▶ **WRITTEN PROBLEM**
Scan the data below and pick out the lines containing the word "with".

Start of PROVIDED ENTRIES

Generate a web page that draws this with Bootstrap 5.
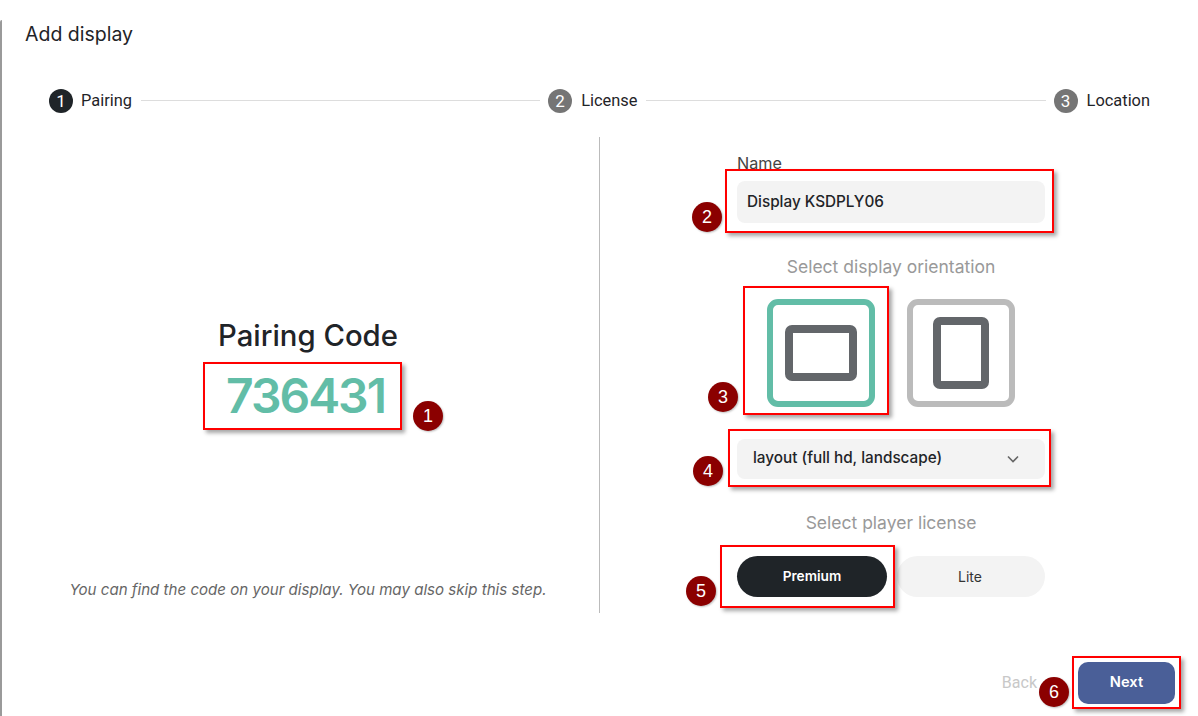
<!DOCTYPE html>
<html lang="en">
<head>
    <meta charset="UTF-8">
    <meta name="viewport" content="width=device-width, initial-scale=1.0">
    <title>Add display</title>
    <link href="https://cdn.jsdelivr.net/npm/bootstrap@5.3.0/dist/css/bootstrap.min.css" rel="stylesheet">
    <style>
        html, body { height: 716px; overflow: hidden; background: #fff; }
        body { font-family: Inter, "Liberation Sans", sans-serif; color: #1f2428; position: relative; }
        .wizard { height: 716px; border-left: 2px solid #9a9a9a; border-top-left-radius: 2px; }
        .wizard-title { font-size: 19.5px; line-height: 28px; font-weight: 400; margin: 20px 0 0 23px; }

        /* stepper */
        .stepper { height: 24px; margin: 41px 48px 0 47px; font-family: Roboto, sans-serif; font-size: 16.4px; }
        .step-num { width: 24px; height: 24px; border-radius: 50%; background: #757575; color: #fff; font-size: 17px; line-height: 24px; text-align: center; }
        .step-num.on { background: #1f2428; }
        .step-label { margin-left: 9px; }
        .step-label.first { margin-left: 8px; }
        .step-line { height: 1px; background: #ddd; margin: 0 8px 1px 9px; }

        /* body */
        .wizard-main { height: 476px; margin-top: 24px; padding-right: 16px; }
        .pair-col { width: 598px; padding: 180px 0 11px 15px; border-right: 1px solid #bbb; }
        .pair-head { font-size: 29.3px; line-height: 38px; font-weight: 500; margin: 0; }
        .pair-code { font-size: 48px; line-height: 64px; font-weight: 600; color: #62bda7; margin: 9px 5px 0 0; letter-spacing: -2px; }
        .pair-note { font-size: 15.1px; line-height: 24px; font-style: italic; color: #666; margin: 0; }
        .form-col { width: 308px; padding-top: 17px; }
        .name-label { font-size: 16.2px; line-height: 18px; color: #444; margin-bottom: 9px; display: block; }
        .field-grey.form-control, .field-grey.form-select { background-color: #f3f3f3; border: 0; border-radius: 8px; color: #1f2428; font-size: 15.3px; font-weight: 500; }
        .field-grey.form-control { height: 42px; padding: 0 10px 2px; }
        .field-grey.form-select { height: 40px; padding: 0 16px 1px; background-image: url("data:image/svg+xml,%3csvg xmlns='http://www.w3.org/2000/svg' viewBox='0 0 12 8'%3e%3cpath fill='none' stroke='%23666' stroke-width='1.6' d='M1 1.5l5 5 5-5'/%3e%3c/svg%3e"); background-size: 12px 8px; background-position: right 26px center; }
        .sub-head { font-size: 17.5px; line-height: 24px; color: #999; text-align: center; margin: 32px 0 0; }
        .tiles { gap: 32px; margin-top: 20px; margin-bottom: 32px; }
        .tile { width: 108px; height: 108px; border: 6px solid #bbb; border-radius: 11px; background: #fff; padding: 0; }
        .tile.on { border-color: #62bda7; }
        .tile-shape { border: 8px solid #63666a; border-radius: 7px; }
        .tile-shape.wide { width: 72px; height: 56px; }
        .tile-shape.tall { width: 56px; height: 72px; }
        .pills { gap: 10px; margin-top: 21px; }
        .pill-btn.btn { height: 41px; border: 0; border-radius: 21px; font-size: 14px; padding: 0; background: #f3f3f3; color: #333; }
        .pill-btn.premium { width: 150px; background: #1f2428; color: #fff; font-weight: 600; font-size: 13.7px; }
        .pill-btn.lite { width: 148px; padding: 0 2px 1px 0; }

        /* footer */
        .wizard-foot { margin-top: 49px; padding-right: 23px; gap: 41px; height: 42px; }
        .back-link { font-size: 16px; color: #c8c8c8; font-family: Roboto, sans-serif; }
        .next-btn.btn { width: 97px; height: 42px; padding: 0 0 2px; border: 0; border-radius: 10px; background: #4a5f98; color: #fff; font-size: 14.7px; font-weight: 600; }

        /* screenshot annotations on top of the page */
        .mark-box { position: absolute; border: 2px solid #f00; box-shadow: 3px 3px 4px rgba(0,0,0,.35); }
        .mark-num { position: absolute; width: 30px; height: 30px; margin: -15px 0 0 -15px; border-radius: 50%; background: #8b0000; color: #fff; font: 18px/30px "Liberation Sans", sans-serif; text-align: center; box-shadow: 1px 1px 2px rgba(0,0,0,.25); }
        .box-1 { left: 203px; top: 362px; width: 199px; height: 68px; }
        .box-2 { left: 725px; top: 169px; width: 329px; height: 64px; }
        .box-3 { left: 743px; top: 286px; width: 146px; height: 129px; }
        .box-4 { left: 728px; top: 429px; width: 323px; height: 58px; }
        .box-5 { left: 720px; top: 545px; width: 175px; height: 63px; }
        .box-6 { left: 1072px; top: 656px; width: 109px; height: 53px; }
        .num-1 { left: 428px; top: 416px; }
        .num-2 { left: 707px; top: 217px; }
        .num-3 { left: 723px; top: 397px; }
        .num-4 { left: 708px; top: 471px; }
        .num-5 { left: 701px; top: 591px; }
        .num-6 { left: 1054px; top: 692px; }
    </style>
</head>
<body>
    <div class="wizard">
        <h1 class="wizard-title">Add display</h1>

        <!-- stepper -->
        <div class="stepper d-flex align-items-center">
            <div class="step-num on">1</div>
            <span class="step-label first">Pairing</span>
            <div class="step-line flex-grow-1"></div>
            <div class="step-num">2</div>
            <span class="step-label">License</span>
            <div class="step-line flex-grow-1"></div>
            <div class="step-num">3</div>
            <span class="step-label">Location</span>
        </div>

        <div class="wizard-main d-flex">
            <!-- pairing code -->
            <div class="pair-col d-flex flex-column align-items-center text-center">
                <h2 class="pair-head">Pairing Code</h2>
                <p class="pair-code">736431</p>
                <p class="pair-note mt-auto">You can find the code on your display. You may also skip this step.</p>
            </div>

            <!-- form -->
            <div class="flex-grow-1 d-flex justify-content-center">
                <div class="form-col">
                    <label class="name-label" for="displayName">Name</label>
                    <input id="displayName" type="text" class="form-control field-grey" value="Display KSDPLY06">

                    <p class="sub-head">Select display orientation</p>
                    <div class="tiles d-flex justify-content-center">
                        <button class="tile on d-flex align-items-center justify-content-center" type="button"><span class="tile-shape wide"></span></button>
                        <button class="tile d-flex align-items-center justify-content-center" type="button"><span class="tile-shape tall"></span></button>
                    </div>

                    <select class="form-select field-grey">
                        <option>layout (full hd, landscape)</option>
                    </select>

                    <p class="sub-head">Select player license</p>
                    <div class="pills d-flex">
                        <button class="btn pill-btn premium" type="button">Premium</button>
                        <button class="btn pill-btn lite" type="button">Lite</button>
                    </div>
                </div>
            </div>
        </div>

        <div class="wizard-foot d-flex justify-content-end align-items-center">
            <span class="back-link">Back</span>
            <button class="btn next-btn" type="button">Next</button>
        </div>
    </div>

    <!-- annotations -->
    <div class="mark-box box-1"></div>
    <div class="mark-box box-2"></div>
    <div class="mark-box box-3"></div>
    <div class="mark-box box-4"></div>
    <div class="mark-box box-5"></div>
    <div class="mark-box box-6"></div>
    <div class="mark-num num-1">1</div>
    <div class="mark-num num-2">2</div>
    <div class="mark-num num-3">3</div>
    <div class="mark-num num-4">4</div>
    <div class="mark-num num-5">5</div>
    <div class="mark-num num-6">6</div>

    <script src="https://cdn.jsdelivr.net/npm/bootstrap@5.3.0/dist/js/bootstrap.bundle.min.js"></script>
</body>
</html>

End of PROVIDED ENTRIES
Start of PROVIDED ENTRIES

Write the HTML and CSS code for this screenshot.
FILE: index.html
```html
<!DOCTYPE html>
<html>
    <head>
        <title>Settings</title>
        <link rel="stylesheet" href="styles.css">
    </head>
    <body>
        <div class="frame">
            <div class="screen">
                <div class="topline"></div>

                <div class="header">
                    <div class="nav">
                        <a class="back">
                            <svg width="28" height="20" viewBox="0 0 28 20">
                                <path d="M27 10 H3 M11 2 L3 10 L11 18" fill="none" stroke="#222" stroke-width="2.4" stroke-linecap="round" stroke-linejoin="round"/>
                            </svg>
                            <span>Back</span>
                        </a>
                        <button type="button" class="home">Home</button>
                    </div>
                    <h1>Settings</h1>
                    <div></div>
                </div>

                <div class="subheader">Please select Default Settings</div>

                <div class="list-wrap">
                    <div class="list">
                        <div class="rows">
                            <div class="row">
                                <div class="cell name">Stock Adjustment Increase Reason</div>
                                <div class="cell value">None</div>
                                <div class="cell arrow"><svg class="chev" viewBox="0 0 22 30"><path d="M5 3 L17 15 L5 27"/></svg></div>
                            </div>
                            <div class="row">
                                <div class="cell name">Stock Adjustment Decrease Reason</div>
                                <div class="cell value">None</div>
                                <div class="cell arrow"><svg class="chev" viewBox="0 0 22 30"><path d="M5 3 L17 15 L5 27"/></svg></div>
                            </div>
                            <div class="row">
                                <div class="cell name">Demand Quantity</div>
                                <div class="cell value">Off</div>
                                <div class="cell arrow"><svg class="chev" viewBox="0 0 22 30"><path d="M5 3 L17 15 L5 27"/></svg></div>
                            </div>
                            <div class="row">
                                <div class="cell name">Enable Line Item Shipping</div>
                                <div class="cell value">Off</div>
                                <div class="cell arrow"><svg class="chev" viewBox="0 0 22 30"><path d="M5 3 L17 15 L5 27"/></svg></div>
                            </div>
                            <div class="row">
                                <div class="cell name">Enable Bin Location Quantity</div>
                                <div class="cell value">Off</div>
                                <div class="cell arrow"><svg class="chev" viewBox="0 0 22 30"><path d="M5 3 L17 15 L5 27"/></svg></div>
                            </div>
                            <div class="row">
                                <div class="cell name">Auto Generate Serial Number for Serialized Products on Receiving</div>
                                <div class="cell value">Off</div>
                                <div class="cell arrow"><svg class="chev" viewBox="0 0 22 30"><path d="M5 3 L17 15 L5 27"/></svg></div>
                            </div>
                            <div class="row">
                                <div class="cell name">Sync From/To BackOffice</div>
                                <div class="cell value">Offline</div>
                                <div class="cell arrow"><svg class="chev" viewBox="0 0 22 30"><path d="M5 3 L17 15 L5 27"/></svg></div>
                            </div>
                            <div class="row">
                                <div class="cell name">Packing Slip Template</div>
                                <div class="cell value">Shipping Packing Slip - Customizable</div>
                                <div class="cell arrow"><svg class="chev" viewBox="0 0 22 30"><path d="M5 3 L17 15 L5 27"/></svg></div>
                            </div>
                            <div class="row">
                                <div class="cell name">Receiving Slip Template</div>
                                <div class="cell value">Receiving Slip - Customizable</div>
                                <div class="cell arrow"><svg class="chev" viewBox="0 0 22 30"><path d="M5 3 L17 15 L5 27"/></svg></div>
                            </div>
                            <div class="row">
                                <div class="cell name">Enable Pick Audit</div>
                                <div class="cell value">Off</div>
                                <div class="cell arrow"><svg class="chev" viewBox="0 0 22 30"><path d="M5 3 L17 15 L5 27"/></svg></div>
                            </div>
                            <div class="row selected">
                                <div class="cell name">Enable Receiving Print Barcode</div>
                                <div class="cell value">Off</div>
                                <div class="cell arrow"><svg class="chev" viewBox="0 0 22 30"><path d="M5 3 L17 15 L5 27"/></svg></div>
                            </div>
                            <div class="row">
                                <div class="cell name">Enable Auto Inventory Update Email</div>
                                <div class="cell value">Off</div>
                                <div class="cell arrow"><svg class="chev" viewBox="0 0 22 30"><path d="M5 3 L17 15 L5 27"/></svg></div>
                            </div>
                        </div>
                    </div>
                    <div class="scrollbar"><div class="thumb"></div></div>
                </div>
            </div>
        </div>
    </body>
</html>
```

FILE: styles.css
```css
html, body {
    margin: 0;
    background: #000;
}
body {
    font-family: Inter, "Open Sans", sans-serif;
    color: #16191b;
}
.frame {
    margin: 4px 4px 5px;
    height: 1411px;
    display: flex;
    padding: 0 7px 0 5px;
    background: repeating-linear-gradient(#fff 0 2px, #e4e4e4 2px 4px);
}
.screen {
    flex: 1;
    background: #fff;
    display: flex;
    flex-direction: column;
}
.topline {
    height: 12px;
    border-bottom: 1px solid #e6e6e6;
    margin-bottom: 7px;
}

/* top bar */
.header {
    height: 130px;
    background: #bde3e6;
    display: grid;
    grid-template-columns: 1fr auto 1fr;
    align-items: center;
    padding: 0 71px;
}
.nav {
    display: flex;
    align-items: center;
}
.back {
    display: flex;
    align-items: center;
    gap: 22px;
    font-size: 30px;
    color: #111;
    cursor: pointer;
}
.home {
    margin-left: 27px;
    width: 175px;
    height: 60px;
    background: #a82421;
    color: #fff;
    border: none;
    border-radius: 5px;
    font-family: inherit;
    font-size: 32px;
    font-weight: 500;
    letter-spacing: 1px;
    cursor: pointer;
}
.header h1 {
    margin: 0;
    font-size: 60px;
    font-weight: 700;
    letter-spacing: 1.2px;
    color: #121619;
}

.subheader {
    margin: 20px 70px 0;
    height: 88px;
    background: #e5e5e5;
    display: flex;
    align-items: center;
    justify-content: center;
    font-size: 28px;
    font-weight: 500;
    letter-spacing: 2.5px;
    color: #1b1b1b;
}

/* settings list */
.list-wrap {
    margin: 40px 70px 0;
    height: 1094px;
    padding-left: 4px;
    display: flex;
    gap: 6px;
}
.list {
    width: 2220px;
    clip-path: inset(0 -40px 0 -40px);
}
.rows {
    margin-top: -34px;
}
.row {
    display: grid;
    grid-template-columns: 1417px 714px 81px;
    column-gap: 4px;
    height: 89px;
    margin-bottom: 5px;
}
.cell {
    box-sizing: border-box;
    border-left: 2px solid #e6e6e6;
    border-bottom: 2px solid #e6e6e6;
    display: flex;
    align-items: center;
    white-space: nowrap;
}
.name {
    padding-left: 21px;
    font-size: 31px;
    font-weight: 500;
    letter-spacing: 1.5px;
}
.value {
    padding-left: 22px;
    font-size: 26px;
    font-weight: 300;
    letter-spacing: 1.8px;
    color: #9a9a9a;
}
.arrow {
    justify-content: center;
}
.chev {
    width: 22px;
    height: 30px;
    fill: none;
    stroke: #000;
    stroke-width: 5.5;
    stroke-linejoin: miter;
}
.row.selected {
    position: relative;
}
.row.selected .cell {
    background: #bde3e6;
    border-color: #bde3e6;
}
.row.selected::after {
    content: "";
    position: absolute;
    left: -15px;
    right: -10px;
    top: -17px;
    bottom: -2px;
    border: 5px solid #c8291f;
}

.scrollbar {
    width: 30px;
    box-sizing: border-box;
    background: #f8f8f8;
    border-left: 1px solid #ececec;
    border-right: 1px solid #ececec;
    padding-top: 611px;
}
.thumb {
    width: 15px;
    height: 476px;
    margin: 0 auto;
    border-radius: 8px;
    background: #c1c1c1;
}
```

End of PROVIDED ENTRIES
Start of PROVIDED ENTRIES

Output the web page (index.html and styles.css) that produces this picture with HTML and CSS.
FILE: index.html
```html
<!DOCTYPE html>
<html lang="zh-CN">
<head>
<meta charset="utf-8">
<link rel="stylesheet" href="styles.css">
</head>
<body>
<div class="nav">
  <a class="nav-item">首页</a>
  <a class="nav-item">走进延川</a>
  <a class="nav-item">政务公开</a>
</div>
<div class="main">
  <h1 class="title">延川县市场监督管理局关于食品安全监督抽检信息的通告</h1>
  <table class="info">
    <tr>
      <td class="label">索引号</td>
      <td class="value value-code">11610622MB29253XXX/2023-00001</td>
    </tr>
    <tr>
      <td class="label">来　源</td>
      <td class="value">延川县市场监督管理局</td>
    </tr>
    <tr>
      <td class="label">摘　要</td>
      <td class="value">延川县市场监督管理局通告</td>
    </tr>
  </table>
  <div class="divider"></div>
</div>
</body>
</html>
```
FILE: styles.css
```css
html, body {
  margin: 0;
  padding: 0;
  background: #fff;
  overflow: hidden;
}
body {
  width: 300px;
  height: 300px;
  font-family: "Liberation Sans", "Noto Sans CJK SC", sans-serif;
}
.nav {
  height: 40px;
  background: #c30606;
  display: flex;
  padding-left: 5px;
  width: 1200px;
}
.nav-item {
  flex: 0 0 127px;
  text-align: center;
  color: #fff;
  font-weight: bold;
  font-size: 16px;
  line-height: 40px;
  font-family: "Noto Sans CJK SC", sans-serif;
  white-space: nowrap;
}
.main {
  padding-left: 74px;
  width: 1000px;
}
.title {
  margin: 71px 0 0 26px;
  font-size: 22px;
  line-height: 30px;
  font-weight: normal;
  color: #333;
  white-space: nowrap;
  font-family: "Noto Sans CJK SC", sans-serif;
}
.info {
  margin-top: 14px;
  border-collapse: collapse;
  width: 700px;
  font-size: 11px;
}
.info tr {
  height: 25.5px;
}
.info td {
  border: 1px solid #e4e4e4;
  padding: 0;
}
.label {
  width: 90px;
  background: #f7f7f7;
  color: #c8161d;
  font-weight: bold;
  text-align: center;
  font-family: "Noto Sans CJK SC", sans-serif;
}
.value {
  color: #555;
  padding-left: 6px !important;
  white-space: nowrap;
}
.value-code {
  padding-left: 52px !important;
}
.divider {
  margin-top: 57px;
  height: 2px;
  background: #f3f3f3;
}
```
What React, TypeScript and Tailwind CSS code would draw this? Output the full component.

End of PROVIDED ENTRIES

▶ **THE COMPLETED TASK**
Generate a web page that draws this with Bootstrap 5.
Output the web page (index.html and styles.css) that produces this picture with HTML and CSS.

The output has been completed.